Mappings sourced from Australia Post's public postcode boundary publication and cross-checked against ABS ASGS Edition 3 (2021) state-of-residence assignments. Coverage 99%+ of currently-active AU postcodes. ACT carves out of NSW with three separate ranges.

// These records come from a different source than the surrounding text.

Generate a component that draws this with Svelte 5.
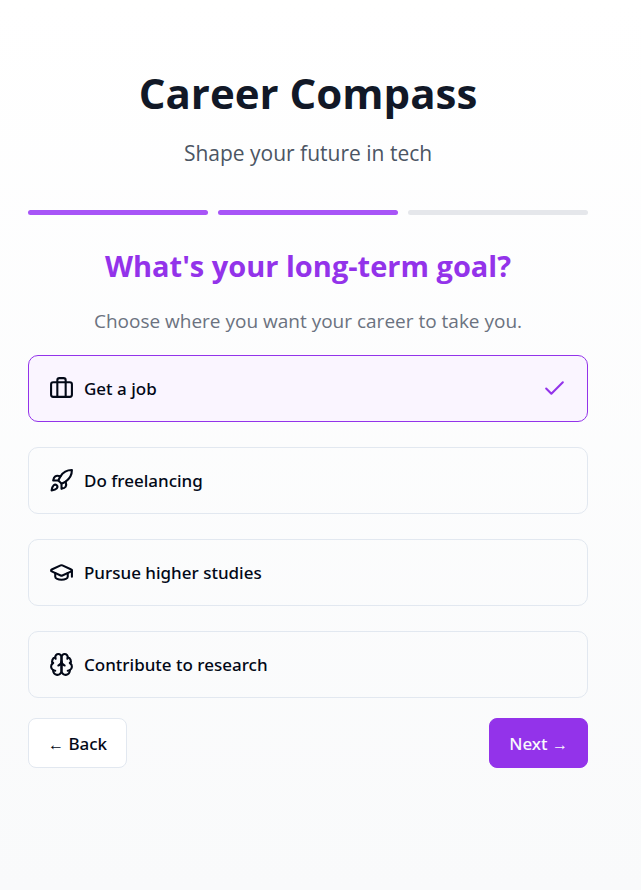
<script>
  const steps = [1, 2, 3];
  const currentStep = 2;

  const goals = [
    {
      id: 'job',
      label: 'Get a job',
      paths: ['M16 20V4a2 2 0 0 0-2-2h-4a2 2 0 0 0-2 2v16', 'M4 6h16a2 2 0 0 1 2 2v10a2 2 0 0 1-2 2H4a2 2 0 0 1-2-2V8a2 2 0 0 1 2-2z']
    },
    {
      id: 'freelance',
      label: 'Do freelancing',
      paths: [
        'M4.5 16.5c-1.5 1.26-2 5-2 5s3.74-.5 5-2c.71-.84.7-2.13-.09-2.91a2.18 2.18 0 0 0-2.91-.09z',
        'm12 15-3-3a22 22 0 0 1 2-3.95A12.88 12.88 0 0 1 22 2c0 2.72-.78 7.5-6 11a22.35 22.35 0 0 1-4 2z',
        'M9 12H4s.55-3.03 2-4c1.62-1.08 5 0 5 0',
        'M12 15v5s3.03-.55 4-2c1.08-1.62 0-5 0-5'
      ]
    },
    {
      id: 'studies',
      label: 'Pursue higher studies',
      paths: [
        'M21.42 10.922a1 1 0 0 0-.019-1.838L12.83 5.18a2 2 0 0 0-1.66 0L2.6 9.08a1 1 0 0 0 0 1.832l8.57 3.908a2 2 0 0 0 1.66 0z',
        'M22 10v6',
        'M6 12.5V16a6 3 0 0 0 12 0v-3.5'
      ]
    },
    {
      id: 'research',
      label: 'Contribute to research',
      paths: [
        'M12 5a3 3 0 1 0-5.997.125 4 4 0 0 0-2.526 5.77 4 4 0 0 0 .556 6.588A4 4 0 1 0 12 18Z',
        'M12 5a3 3 0 1 1 5.997.125 4 4 0 0 1 2.526 5.77 4 4 0 0 1-.556 6.588A4 4 0 1 1 12 18Z',
        'M15 13a4.5 4.5 0 0 1-3-4 4.5 4.5 0 0 1-3 4',
        'M17.599 6.5a3 3 0 0 0 .399-1.375',
        'M6.003 5.125A3 3 0 0 0 6.401 6.5',
        'M3.477 10.896a4 4 0 0 1 .585-.396',
        'M19.938 10.5a4 4 0 0 1 .585.396',
        'M6 18a4 4 0 0 1-1.967-.516',
        'M19.967 17.484A4 4 0 0 1 18 18'
      ]
    }
  ];

  let selected = $state('job');
</script>

<main class="page">
  <div class="wizard">
    <header>
      <h1>Career Compass</h1>
      <p class="tagline">Shape your future in tech</p>
    </header>

    <div class="steps" role="img" aria-label="Step {currentStep} of {steps.length}">
      {#each steps as step}
        <span class="step" class:done={step <= currentStep}></span>
      {/each}
    </div>

    <h2 id="question">What's your long-term goal?</h2>
    <p class="hint">Choose where you want your career to take you.</p>

    <div class="options" role="radiogroup" aria-labelledby="question">
      {#each goals as goal}
        <label class="option" class:selected={selected === goal.id}>
          <input type="radio" name="goal" value={goal.id} bind:group={selected} />
          <svg class="icon" viewBox="0 0 24 24" aria-hidden="true">
            {#each goal.paths as d}
              <path {d} />
            {/each}
          </svg>
          <span class="label">{goal.label}</span>
          {#if selected === goal.id}
            <svg class="icon check" viewBox="0 0 24 24" aria-hidden="true">
              <path d="M20 6 9 17l-5-5" />
            </svg>
          {/if}
        </label>
      {/each}
    </div>

    <nav class="actions">
      <button type="button" class="back"><span class="arrow">←</span> Back</button>
      <button type="button" class="next">Next <span class="arrow">→</span></button>
    </nav>
  </div>
</main>

<style>
  :global(body) {
    margin: 0;
  }

  .page {
    box-sizing: border-box;
    min-height: 100vh;
    padding: 60px 53px 60px 28px;
    background: linear-gradient(to bottom, #ffffff, #f9fafb);
    color: #020817;
    font-family: 'Segoe UI', 'Open Sans', 'Noto Sans', sans-serif;
  }

  .wizard {
    max-width: 840px;
    margin: 0 auto;
  }

  h1,
  h2,
  p {
    margin: 0;
    text-align: center;
  }

  h1 {
    color: #111827;
    font-size: 42px;
    font-weight: 700;
    line-height: 66px;
  }

  .tagline {
    margin-top: 10px;
    color: #4b5563;
    font-size: 21px;
    line-height: 34px;
  }

  .steps {
    display: flex;
    gap: 10px;
    margin-top: 40px;
  }

  .step {
    flex: 1;
    height: 5px;
    border-radius: 3px;
    background: #e5e7eb;
  }

  .step.done {
    background: #a855f7;
  }

  h2 {
    margin-top: 30px;
    color: #9333ea;
    font-size: 29px;
    font-weight: 700;
    line-height: 42px;
  }

  .hint {
    margin-top: 17px;
    color: #6b7280;
    font-size: 19px;
    line-height: 34px;
  }

  .options {
    display: flex;
    flex-direction: column;
    gap: 25px;
    margin-top: 17px;
  }

  .option {
    position: relative;
    display: flex;
    align-items: center;
    gap: 10px;
    padding: 20px;
    border: 1px solid #e2e8f0;
    border-radius: 10px;
    cursor: pointer;
  }

  .option.selected {
    border-color: #9333ea;
    background: #faf5ff;
  }

  .option input {
    position: absolute;
    inset: 0;
    margin: 0;
    opacity: 0;
    cursor: pointer;
  }

  .label,
  button {
    font-family: 'Segoe UI', 'Noto Sans', 'Open Sans', sans-serif;
    font-size: 17px;
    font-weight: 500;
    line-height: 25px;
  }

  .label {
    flex: 1;
  }

  .icon {
    flex: none;
    width: 25px;
    height: 25px;
    fill: none;
    stroke: currentColor;
    stroke-width: 2;
    stroke-linecap: round;
    stroke-linejoin: round;
  }

  .check {
    color: #9333ea;
  }

  .actions {
    display: flex;
    justify-content: space-between;
    margin-top: 20px;
  }

  button {
    padding: 12px 19px 11px;
    border: 1px solid #e2e8f0;
    border-radius: 8px;
    background: #ffffff;
    color: inherit;
    cursor: pointer;
  }

  .next {
    border-color: #9333ea;
    background: #9333ea;
    color: #f8fafc;
  }

  .arrow {
    font-family: 'Segoe UI', 'Liberation Sans', sans-serif;
    font-size: 16px;
    line-height: 1;
  }
</style>
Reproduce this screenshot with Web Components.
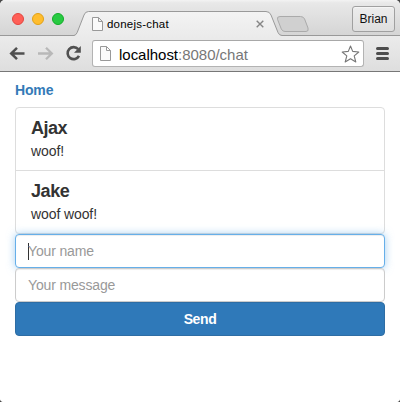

For exact suburb-level precision (which side of an ACT/NSW boundary a specific delivery address falls), use ABS ASGS sub-state codes — planned for aus-identity v0.2.

---

## Why this exists

The AU public-data MCP stack (abs-mcp, rba-mcp, ato-mcp, apra-mcp, aihw-mcp, asic-mcp, aemo-mcp, au-weather-mcp, wgea-mcp) lets an LLM agent talk to any single Australian government data source. But each agency uses its own identifier conventions:

- ABS uses ASGS region codes (`1GSYD` for Greater Sydney, `101011001` for an SA1)
- ATO uses 4-digit postcodes
- APRA uses ABNs
- ASIC uses licence numbers
- AEMO uses NEM region codes (`NSW1`, `QLD1`)
- au-weather uses location keys and lat/long
- RBA uses F-table IDs and series codes
- WGEA uses ABNs + reporting-year labels

To use any two of these together — "what's the median household income vs unemployment rate in postcode 2000?" — something has to translate between identifier systems. **aus-identity is that something.** v0.1 starts with the most-used crosswalk (postcode ↔ state); v0.2+ extends to ASGS / ABN / ANZSIC / ANZSCO.

---

## Roadmap

- **v0.1.0** (current) — postcode + state crosswalks
- **v0.2** — ASGS 2021 sub-state crosswalk (SA1 ↔ SA2 ↔ SA3 ↔ SA4 ↔ GCCSA ↔ state)
- **v0.3** — ABN ↔ ACN ↔ ACNC charity-ID crosswalk
- **v0.4** — ANZSIC industry codes + ANZSCO occupation codes

---

## Used by

- [abs-mcp](https://pypi.org/project/abs-mcp/) — region filters on every curated dataflow
- [rba-mcp](https://pypi.org/project/rba-mcp/) — region context
- [ato-mcp](https://pypi.org/project/ato-mcp/) — state + postcode filters
- [apra-mcp](https://pypi.org/project/apra-mcp/) — state_territory filter on INSURANCE_GENERAL
- [aihw-mcp](https://pypi.org/project/aihw-mcp/) — state filter on HEALTH_EXPENDITURE, PUBLIC_HOSPITALS, YOUTH_JUSTICE_DETENTION
- [asic-mcp](https://pypi.org/project/asic-mcp/) — state filter on every register
- [aemo-mcp](https://pypi.org/project/aemo-mcp/) — region context (AEMO uses NSW1/QLD1/SA1/TAS1/VIC1; the trailing `1` is part of the canonical AEMO region code)
- [au-weather-mcp](https://pypi.org/project/au-weather-mcp/) — location parameter accepts state codes and postcodes
- [wgea-mcp](https://pypi.org/project/wgea-mcp/) — WGEA uses ABNs as primary entity key; aus-identity ABN support coming in v0.3

---

## License

MIT.